start

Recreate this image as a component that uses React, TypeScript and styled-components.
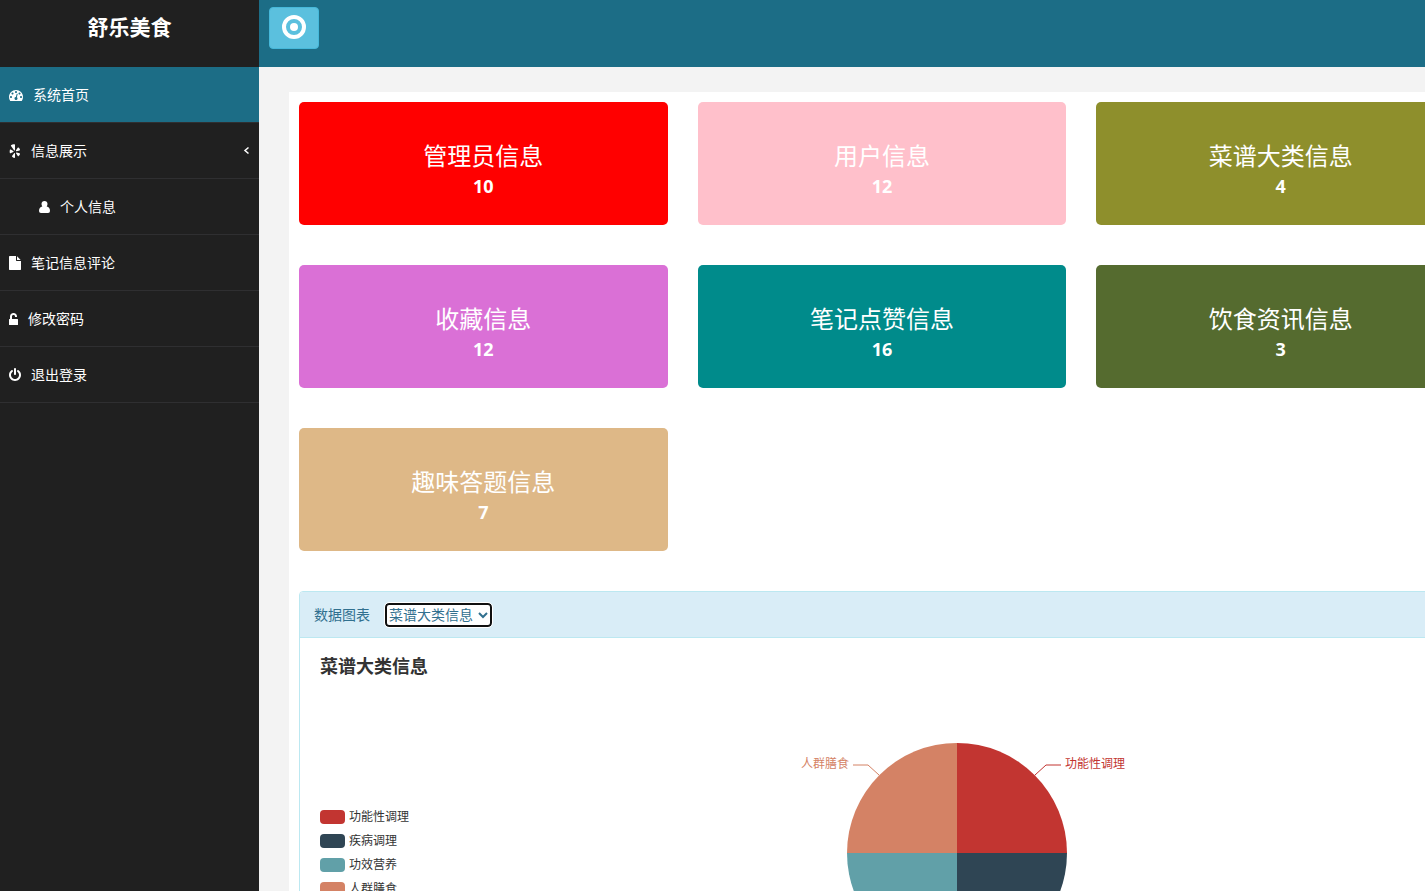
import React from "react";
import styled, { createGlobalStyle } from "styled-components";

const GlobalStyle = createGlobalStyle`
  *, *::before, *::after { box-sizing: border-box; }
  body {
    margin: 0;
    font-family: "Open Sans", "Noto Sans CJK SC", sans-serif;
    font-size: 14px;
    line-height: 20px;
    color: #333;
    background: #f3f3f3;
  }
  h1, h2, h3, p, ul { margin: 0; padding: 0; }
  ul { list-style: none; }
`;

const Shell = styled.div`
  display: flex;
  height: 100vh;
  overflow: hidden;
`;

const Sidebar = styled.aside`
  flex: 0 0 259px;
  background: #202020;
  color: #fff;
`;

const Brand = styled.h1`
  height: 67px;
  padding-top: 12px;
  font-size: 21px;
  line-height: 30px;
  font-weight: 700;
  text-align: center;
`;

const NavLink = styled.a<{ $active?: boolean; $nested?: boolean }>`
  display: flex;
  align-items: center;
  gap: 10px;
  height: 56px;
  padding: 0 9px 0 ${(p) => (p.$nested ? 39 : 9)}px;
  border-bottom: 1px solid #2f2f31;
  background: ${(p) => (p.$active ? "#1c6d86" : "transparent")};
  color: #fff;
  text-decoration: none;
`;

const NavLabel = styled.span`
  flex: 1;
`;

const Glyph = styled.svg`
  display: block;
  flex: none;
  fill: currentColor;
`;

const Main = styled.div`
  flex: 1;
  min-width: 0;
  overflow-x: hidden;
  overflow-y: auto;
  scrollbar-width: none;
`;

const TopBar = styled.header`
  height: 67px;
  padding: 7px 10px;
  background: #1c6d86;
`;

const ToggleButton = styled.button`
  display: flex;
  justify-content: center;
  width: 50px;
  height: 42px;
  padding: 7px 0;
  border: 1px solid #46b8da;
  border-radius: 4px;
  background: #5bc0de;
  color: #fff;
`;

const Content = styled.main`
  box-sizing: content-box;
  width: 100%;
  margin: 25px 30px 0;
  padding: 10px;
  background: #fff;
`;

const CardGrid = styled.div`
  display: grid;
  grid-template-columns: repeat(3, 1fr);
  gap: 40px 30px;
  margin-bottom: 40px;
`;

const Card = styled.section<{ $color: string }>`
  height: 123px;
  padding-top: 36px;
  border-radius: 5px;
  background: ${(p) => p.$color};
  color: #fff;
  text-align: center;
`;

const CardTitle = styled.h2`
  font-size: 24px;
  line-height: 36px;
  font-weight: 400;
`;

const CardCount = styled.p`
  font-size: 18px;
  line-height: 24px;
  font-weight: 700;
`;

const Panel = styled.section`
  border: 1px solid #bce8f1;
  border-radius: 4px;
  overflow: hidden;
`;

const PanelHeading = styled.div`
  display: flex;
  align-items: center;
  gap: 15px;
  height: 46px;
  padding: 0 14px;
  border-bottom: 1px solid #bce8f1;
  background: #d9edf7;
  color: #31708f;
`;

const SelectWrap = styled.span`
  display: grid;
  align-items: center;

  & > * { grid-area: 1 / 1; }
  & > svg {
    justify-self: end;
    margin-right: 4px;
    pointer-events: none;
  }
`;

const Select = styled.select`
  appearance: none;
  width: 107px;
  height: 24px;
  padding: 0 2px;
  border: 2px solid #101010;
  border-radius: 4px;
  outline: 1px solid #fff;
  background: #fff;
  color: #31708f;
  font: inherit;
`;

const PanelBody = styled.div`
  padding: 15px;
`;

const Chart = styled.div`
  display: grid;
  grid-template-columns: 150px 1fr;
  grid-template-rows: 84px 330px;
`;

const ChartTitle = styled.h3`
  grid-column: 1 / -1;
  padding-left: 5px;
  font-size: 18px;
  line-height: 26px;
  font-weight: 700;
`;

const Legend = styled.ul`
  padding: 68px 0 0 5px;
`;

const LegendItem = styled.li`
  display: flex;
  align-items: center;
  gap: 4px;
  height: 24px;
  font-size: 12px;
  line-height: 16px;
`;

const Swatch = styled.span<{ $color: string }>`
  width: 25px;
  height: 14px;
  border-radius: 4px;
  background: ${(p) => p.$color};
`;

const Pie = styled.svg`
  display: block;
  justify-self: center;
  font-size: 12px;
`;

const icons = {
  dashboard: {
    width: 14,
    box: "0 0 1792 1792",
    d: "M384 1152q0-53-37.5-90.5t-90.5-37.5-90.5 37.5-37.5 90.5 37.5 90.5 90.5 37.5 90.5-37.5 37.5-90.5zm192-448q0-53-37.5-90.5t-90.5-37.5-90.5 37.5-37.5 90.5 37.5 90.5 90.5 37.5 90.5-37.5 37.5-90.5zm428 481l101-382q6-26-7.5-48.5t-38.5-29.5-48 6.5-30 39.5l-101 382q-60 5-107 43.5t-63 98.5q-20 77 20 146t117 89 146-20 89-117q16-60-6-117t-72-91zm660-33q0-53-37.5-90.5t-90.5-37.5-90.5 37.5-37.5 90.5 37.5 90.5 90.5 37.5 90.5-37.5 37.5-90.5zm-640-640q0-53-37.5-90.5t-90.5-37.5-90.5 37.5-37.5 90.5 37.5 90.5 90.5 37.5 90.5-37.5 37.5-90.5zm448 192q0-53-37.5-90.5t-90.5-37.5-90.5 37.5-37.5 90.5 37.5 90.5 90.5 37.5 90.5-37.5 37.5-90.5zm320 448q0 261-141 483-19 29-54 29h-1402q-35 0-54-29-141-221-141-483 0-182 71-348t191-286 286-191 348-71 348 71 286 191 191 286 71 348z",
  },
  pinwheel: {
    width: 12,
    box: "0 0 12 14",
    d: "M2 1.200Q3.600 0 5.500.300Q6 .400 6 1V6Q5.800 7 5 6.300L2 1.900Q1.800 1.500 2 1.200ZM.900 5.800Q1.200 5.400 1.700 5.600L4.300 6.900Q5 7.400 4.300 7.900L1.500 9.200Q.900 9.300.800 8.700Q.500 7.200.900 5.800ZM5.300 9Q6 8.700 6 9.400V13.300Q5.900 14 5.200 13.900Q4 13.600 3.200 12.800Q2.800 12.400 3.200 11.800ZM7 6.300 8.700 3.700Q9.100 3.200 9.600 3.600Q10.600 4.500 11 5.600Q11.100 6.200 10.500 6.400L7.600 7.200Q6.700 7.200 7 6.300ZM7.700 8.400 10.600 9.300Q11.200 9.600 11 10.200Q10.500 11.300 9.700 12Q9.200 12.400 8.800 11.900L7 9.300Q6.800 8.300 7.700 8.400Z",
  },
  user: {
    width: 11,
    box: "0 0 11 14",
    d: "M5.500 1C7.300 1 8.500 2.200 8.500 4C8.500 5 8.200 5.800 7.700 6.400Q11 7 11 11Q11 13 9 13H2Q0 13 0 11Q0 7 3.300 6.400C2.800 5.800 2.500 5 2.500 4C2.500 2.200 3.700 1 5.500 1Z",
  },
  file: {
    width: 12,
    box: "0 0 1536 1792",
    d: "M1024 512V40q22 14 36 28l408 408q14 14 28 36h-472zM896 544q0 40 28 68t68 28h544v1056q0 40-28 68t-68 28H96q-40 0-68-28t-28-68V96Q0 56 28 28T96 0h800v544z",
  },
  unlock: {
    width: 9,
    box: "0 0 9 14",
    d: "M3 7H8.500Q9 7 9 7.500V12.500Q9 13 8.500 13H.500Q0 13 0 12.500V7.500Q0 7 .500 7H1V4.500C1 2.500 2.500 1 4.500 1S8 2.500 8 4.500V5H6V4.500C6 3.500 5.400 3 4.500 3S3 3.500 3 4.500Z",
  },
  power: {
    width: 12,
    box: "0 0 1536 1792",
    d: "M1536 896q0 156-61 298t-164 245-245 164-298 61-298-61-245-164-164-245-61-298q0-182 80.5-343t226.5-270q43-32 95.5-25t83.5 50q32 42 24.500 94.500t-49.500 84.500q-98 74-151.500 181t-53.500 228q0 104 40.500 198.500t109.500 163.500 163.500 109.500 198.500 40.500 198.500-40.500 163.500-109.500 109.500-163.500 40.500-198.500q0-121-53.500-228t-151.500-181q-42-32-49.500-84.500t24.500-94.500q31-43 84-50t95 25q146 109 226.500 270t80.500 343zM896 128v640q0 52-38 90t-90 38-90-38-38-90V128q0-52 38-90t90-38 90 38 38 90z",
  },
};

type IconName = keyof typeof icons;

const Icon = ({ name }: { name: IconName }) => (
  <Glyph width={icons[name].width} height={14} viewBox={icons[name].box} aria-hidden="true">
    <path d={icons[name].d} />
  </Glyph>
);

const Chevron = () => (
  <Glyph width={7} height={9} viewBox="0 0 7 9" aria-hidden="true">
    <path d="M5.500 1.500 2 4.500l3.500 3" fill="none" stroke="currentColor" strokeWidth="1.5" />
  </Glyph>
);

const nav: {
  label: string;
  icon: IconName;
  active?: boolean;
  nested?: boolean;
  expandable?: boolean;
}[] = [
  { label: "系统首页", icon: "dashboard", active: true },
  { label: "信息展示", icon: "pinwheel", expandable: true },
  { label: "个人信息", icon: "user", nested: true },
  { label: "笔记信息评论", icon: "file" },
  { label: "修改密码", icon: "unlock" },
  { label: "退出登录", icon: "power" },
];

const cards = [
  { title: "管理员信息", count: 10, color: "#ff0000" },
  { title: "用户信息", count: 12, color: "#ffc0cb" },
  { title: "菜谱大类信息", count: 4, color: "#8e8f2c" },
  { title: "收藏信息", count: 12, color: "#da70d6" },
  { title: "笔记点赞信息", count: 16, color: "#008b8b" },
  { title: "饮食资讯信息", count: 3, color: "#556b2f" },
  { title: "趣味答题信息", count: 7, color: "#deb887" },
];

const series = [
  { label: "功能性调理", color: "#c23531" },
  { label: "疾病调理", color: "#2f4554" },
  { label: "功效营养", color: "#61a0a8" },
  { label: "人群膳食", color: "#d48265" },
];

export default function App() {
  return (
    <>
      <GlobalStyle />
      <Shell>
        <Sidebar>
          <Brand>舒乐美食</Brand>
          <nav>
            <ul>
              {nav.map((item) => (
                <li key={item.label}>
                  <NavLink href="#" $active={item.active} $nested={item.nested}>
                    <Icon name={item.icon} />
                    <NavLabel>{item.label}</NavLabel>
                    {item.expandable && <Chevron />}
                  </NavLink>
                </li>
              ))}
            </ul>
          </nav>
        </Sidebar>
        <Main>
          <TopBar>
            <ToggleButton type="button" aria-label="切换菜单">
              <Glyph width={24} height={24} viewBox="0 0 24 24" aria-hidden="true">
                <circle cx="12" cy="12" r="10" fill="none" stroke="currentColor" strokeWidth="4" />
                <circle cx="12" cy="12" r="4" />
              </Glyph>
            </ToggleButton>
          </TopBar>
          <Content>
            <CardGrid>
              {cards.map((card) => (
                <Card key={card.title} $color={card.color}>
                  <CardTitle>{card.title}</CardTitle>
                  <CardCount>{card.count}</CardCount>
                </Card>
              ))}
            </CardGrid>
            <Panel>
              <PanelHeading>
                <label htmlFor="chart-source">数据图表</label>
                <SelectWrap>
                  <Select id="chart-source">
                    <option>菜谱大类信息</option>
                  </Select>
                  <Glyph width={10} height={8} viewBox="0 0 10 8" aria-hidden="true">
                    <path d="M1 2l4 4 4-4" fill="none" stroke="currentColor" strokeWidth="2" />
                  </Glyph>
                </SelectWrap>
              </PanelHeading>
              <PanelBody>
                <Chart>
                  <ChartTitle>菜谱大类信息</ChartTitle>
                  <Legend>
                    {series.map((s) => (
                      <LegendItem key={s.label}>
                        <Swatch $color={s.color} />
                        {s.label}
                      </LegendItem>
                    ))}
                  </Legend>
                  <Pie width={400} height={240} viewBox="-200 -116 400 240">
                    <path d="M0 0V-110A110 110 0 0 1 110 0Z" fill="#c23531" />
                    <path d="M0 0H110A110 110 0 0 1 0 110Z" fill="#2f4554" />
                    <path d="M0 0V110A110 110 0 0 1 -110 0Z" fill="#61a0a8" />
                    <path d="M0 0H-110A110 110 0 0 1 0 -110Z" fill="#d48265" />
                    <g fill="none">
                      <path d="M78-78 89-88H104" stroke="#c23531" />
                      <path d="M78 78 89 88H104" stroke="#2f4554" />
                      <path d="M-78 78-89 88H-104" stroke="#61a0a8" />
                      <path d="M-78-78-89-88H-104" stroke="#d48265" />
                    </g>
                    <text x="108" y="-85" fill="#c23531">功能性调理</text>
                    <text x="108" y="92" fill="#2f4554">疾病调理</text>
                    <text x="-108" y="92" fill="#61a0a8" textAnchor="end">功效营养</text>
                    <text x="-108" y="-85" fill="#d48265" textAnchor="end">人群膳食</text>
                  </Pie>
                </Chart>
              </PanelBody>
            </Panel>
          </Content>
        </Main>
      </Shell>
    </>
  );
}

end

Exercise brief: Extract every line containing the string "components" from the data above.

Answer for the task:
Recreate this image as a component that uses React, TypeScript and styled-components.
import styled, { createGlobalStyle } from "styled-components";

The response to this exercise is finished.